Which lines contain the word "screenshot"? Return each of them as written.

> _Listed records_
* BEGIN *

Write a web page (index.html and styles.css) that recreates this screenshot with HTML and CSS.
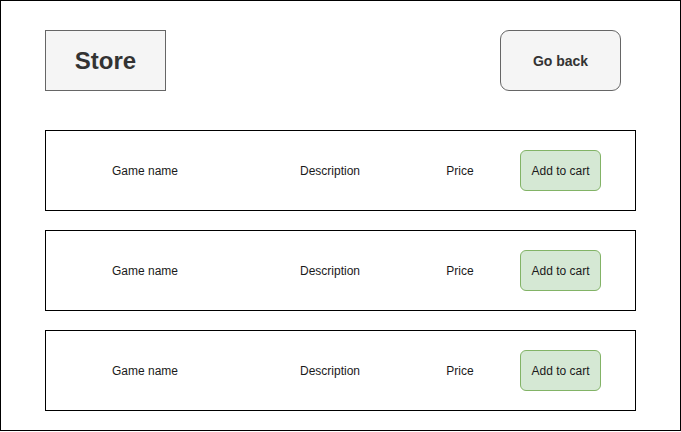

* END *
* BEGIN *

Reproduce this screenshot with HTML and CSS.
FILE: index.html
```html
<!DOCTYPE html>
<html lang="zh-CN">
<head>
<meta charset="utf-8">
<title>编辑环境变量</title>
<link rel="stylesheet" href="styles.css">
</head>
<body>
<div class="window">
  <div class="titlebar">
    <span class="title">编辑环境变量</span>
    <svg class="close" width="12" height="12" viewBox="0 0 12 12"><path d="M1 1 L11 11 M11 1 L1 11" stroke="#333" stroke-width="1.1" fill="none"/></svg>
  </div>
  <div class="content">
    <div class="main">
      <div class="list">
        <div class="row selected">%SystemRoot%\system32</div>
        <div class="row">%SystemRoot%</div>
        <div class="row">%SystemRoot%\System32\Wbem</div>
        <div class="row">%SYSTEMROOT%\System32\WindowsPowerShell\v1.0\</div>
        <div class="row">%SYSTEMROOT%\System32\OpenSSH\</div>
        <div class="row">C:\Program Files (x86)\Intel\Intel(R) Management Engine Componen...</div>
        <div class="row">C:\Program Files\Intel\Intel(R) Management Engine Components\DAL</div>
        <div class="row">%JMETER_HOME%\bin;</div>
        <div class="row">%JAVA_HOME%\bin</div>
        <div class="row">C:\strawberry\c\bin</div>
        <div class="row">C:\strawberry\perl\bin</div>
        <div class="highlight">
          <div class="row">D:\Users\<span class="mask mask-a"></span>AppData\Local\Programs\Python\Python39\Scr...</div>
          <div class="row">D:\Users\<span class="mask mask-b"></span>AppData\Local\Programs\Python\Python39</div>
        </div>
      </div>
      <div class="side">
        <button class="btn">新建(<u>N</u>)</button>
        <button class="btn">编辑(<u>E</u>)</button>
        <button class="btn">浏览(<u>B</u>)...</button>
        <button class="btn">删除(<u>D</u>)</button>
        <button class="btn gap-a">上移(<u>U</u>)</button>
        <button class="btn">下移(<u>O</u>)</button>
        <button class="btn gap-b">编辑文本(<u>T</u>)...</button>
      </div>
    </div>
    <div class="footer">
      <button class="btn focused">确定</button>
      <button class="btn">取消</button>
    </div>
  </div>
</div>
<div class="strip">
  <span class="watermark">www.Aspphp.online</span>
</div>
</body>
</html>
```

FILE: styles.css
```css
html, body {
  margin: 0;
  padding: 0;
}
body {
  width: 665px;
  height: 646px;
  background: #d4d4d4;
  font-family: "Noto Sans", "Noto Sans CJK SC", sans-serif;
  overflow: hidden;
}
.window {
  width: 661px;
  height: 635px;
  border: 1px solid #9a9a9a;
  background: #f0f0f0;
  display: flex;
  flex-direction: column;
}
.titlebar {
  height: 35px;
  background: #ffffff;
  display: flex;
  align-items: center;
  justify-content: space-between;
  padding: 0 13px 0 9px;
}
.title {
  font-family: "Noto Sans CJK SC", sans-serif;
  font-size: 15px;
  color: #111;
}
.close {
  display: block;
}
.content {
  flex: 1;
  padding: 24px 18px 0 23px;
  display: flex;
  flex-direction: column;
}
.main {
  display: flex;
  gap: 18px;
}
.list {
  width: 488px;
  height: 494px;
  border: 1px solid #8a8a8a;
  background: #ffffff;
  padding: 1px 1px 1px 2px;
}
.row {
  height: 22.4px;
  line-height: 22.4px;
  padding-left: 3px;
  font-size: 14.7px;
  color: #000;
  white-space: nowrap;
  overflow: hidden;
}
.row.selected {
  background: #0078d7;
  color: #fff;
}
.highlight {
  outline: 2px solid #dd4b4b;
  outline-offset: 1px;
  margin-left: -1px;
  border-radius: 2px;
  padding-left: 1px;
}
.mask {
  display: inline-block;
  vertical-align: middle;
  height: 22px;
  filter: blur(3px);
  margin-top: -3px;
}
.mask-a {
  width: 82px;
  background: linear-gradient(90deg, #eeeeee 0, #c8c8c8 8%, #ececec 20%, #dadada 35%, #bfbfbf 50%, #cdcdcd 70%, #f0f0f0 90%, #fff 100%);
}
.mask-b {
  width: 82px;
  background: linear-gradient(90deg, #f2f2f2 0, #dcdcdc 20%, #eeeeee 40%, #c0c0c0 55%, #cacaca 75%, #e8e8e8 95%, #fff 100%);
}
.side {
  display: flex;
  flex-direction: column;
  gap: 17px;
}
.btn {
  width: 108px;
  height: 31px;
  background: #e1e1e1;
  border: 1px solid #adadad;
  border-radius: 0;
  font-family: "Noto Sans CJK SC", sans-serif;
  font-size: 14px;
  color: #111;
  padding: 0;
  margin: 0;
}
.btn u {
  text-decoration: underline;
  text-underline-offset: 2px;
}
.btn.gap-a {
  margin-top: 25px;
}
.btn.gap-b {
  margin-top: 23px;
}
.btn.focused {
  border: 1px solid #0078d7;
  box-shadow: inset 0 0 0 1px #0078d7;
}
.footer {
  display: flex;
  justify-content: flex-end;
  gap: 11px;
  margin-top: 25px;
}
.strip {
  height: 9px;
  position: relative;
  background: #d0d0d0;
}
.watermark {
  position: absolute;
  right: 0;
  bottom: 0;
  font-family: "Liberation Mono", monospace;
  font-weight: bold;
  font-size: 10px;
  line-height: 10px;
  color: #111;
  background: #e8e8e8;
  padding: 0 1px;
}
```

* END *

> _Solution to this exercise_
Write a web page (index.html and styles.css) that recreates this screenshot with HTML and CSS.
Reproduce this screenshot with HTML and CSS.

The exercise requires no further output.